* **Task**: Omit all pictures, then retype the data exactly as given.

[START]

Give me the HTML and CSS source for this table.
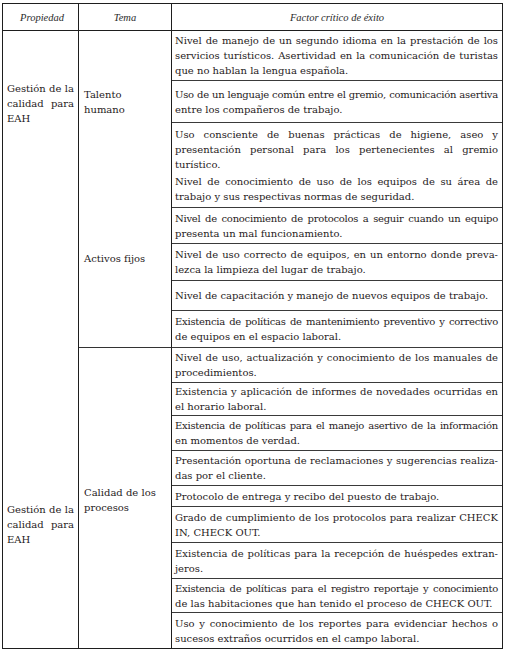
FILE: index.html
```html
<!DOCTYPE html>
<html lang="es">
<head>
<meta charset="utf-8">
<link rel="stylesheet" href="styles.css">
</head>
<body>
<div class="table">
  <div class="hd c1h">Propiedad</div>
  <div class="hd c2h">Tema</div>
  <div class="hd c3h">Factor crítico de éxito</div>

  <div class="prop">
    <div class="lbl lbl1">
      <span class="ln j">Gestión de la</span>
      <span class="ln j">calidad para</span>
      <span class="ln">EAH</span>
    </div>
    <div class="lbl lbl2">
      <span class="ln j">Gestión de la</span>
      <span class="ln j">calidad para</span>
      <span class="ln">EAH</span>
    </div>
  </div>

  <div class="tema tema-a">
    <div class="t1"><span class="ln">Talento</span><span class="ln">humano</span></div>
    <div class="t2"><span class="ln">Activos fijos</span></div>
  </div>
  <div class="tema tema-b">
    <div class="t3"><span class="ln">Calidad de los</span><span class="ln">procesos</span></div>
  </div>

  <div class="f"><span class="ln j">Nivel de manejo de un segundo idioma en la prestación de los</span><span class="ln j">servicios turísticos. Asertividad en la comunicación de turistas</span><span class="ln">que no hablan la lengua española.</span></div>
  <div class="f"><span class="ln j tight">Uso de un lenguaje común entre el gremio, comunicación asertiva</span><span class="ln">entre los compañeros de trabajo.</span></div>
  <div class="f"><p class="par"><span class="ln j">Uso consciente de buenas prácticas de higiene, aseo y</span><span class="ln j">presentación personal para los pertenecientes al gremio</span><span class="ln">turístico.</span></p><p class="par"><span class="ln j">Nivel de conocimiento de uso de los equipos de su área de</span><span class="ln">trabajo y sus respectivas normas de seguridad.</span></p></div>
  <div class="f"><span class="ln j tight">Nivel de conocimiento de protocolos a seguir cuando un equipo</span><span class="ln">presenta un mal funcionamiento.</span></div>
  <div class="f"><span class="ln j">Nivel de uso correcto de  equipos, en un entorno donde preva-</span><span class="ln">lezca la limpieza del lugar de trabajo.</span></div>
  <div class="f"><span class="ln">Nivel de capacitación y manejo de nuevos equipos de trabajo.</span></div>
  <div class="f"><span class="ln j tight">Existencia de políticas de mantenimiento preventivo y correctivo</span><span class="ln">de equipos en el espacio laboral.</span></div>
  <div class="f"><span class="ln j">Nivel de uso, actualización y conocimiento de los manuales de</span><span class="ln">procedimientos.</span></div>
  <div class="f"><span class="ln j">Existencia y aplicación de informes de novedades ocurridas en</span><span class="ln">el horario laboral.</span></div>
  <div class="f"><span class="ln j tight">Existencia de políticas para el manejo asertivo de la información</span><span class="ln">en momentos de verdad.</span></div>
  <div class="f"><span class="ln j">Presentación oportuna de reclamaciones y sugerencias realiza-</span><span class="ln">das por el cliente.</span></div>
  <div class="f"><span class="ln">Protocolo de entrega y recibo del puesto de trabajo.</span></div>
  <div class="f"><span class="ln j">Grado de cumplimiento de los protocolos para realizar CHECK</span><span class="ln">IN, CHECK OUT.</span></div>
  <div class="f"><span class="ln j">Existencia de políticas para la recepción de huéspedes extran-</span><span class="ln">jeros.</span></div>
  <div class="f"><span class="ln j tight">Existencia de políticas para el registro reportaje y conocimiento</span><span class="ln">de las habitaciones que han tenido el proceso de CHECK OUT.</span></div>
  <div class="f last"><span class="ln j">Uso y conocimiento de los reportes para evidenciar hechos o</span><span class="ln">sucesos extraños ocurridos en el campo laboral.</span></div>
</div>
</body>
</html>
```
FILE: styles.css
```css
html, body {
  margin: 0;
  padding: 0;
  background: #ffffff;
}

body {
  padding: 3px 0 0 2px;
  font-family: "DejaVu Serif", "Liberation Serif", serif;
  font-size: 10px;
  color: #1f1b1c;
}

.table {
  box-sizing: border-box;
  width: 501px;
  border: 1px solid #1e1e1e;
  display: grid;
  grid-template-columns: 76px 93px 1fr;
  grid-template-rows: 27px 50px 42px 85px 36px 37px 30px 37px 35px 33px 35px 35px 21px 36px 36px 34px 35px;
}

.hd {
  box-sizing: border-box;
  display: flex;
  align-items: center;
  justify-content: center;
  border-bottom: 1px solid #1e1e1e;
  font-family: "Liberation Serif", serif;
  font-style: italic;
  font-size: 10.5px;
  color: #2a2a2a;
  padding-top: 1px;
}

.c1h, .c2h {
  border-right: 1px solid #1e1e1e;
}

.c1h { padding-left: 3px; }

.ln {
  display: block;
  line-height: 15px;
  white-space: nowrap;
}

.j {
  text-align: justify;
  text-align-last: justify;
}

.tight {
  letter-spacing: -0.25px;
}

.prop {
  grid-column: 1;
  grid-row: 2 / -1;
  box-sizing: border-box;
  border-right: 1px solid #1e1e1e;
  padding: 50px 4px 0 4px;
}

.lbl2 {
  margin-top: 376px;
}

.tema {
  grid-column: 2;
  box-sizing: border-box;
  border-right: 1px solid #1e1e1e;
  padding-left: 5px;
}

.tema-a {
  grid-row: 2 / 9;
  border-bottom: 1px solid #333;
  padding-top: 56px;
}

.t2 {
  margin-top: 134px;
}

.tema-b {
  grid-row: 9 / -1;
  padding-top: 137px;
}

.f {
  grid-column: 3;
  box-sizing: border-box;
  border-bottom: 1px solid #3a3a3a;
  padding: 0 4px 0 3px;
  display: flex;
  flex-direction: column;
  justify-content: center;
}

.f.last {
  border-bottom: none;
}

.par {
  margin: 0;
}

.par + .par {
  margin-top: 2px;
}
```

[END]

* **Final answer**:
Give me the HTML and CSS source for this table.
FILE: index.html
```html
<!DOCTYPE html>
<html lang="es">
<head>
<meta charset="utf-8">
<link rel="stylesheet" href="styles.css">
</head>
<body>
<div class="table">
  <div class="hd c1h">Propiedad</div>
  <div class="hd c2h">Tema</div>
  <div class="hd c3h">Factor crítico de éxito</div>

  <div class="prop">
    <div class="lbl lbl1">
      <span class="ln j">Gestión de la</span>
      <span class="ln j">calidad para</span>
      <span class="ln">EAH</span>
    </div>
    <div class="lbl lbl2">
      <span class="ln j">Gestión de la</span>
      <span class="ln j">calidad para</span>
      <span class="ln">EAH</span>
    </div>
  </div>

  <div class="tema tema-a">
    <div class="t1"><span class="ln">Talento</span><span class="ln">humano</span></div>
    <div class="t2"><span class="ln">Activos fijos</span></div>
  </div>
  <div class="tema tema-b">
    <div class="t3"><span class="ln">Calidad de los</span><span class="ln">procesos</span></div>
  </div>

  <div class="f"><span class="ln j">Nivel de manejo de un segundo idioma en la prestación de los</span><span class="ln j">servicios turísticos. Asertividad en la comunicación de turistas</span><span class="ln">que no hablan la lengua española.</span></div>
  <div class="f"><span class="ln j tight">Uso de un lenguaje común entre el gremio, comunicación asertiva</span><span class="ln">entre los compañeros de trabajo.</span></div>
  <div class="f"><p class="par"><span class="ln j">Uso consciente de buenas prácticas de higiene, aseo y</span><span class="ln j">presentación personal para los pertenecientes al gremio</span><span class="ln">turístico.</span></p><p class="par"><span class="ln j">Nivel de conocimiento de uso de los equipos de su área de</span><span class="ln">trabajo y sus respectivas normas de seguridad.</span></p></div>
  <div class="f"><span class="ln j tight">Nivel de conocimiento de protocolos a seguir cuando un equipo</span><span class="ln">presenta un mal funcionamiento.</span></div>
  <div class="f"><span class="ln j">Nivel de uso correcto de  equipos, en un entorno donde preva-</span><span class="ln">lezca la limpieza del lugar de trabajo.</span></div>
  <div class="f"><span class="ln">Nivel de capacitación y manejo de nuevos equipos de trabajo.</span></div>
  <div class="f"><span class="ln j tight">Existencia de políticas de mantenimiento preventivo y correctivo</span><span class="ln">de equipos en el espacio laboral.</span></div>
  <div class="f"><span class="ln j">Nivel de uso, actualización y conocimiento de los manuales de</span><span class="ln">procedimientos.</span></div>
  <div class="f"><span class="ln j">Existencia y aplicación de informes de novedades ocurridas en</span><span class="ln">el horario laboral.</span></div>
  <div class="f"><span class="ln j tight">Existencia de políticas para el manejo asertivo de la información</span><span class="ln">en momentos de verdad.</span></div>
  <div class="f"><span class="ln j">Presentación oportuna de reclamaciones y sugerencias realiza-</span><span class="ln">das por el cliente.</span></div>
  <div class="f"><span class="ln">Protocolo de entrega y recibo del puesto de trabajo.</span></div>
  <div class="f"><span class="ln j">Grado de cumplimiento de los protocolos para realizar CHECK</span><span class="ln">IN, CHECK OUT.</span></div>
  <div class="f"><span class="ln j">Existencia de políticas para la recepción de huéspedes extran-</span><span class="ln">jeros.</span></div>
  <div class="f"><span class="ln j tight">Existencia de políticas para el registro reportaje y conocimiento</span><span class="ln">de las habitaciones que han tenido el proceso de CHECK OUT.</span></div>
  <div class="f last"><span class="ln j">Uso y conocimiento de los reportes para evidenciar hechos o</span><span class="ln">sucesos extraños ocurridos en el campo laboral.</span></div>
</div>
</body>
</html>
```
FILE: styles.css
```css
html, body {
  margin: 0;
  padding: 0;
  background: #ffffff;
}

body {
  padding: 3px 0 0 2px;
  font-family: "DejaVu Serif", "Liberation Serif", serif;
  font-size: 10px;
  color: #1f1b1c;
}

.table {
  box-sizing: border-box;
  width: 501px;
  border: 1px solid #1e1e1e;
  display: grid;
  grid-template-columns: 76px 93px 1fr;
  grid-template-rows: 27px 50px 42px 85px 36px 37px 30px 37px 35px 33px 35px 35px 21px 36px 36px 34px 35px;
}

.hd {
  box-sizing: border-box;
  display: flex;
  align-items: center;
  justify-content: center;
  border-bottom: 1px solid #1e1e1e;
  font-family: "Liberation Serif", serif;
  font-style: italic;
  font-size: 10.5px;
  color: #2a2a2a;
  padding-top: 1px;
}

.c1h, .c2h {
  border-right: 1px solid #1e1e1e;
}

.c1h { padding-left: 3px; }

.ln {
  display: block;
  line-height: 15px;
  white-space: nowrap;
}

.j {
  text-align: justify;
  text-align-last: justify;
}

.tight {
  letter-spacing: -0.25px;
}

.prop {
  grid-column: 1;
  grid-row: 2 / -1;
  box-sizing: border-box;
  border-right: 1px solid #1e1e1e;
  padding: 50px 4px 0 4px;
}

.lbl2 {
  margin-top: 376px;
}

.tema {
  grid-column: 2;
  box-sizing: border-box;
  border-right: 1px solid #1e1e1e;
  padding-left: 5px;
}

.tema-a {
  grid-row: 2 / 9;
  border-bottom: 1px solid #333;
  padding-top: 56px;
}

.t2 {
  margin-top: 134px;
}

.tema-b {
  grid-row: 9 / -1;
  padding-top: 137px;
}

.f {
  grid-column: 3;
  box-sizing: border-box;
  border-bottom: 1px solid #3a3a3a;
  padding: 0 4px 0 3px;
  display: flex;
  flex-direction: column;
  justify-content: center;
}

.f.last {
  border-bottom: none;
}

.par {
  margin: 0;
}

.par + .par {
  margin-top: 2px;
}
```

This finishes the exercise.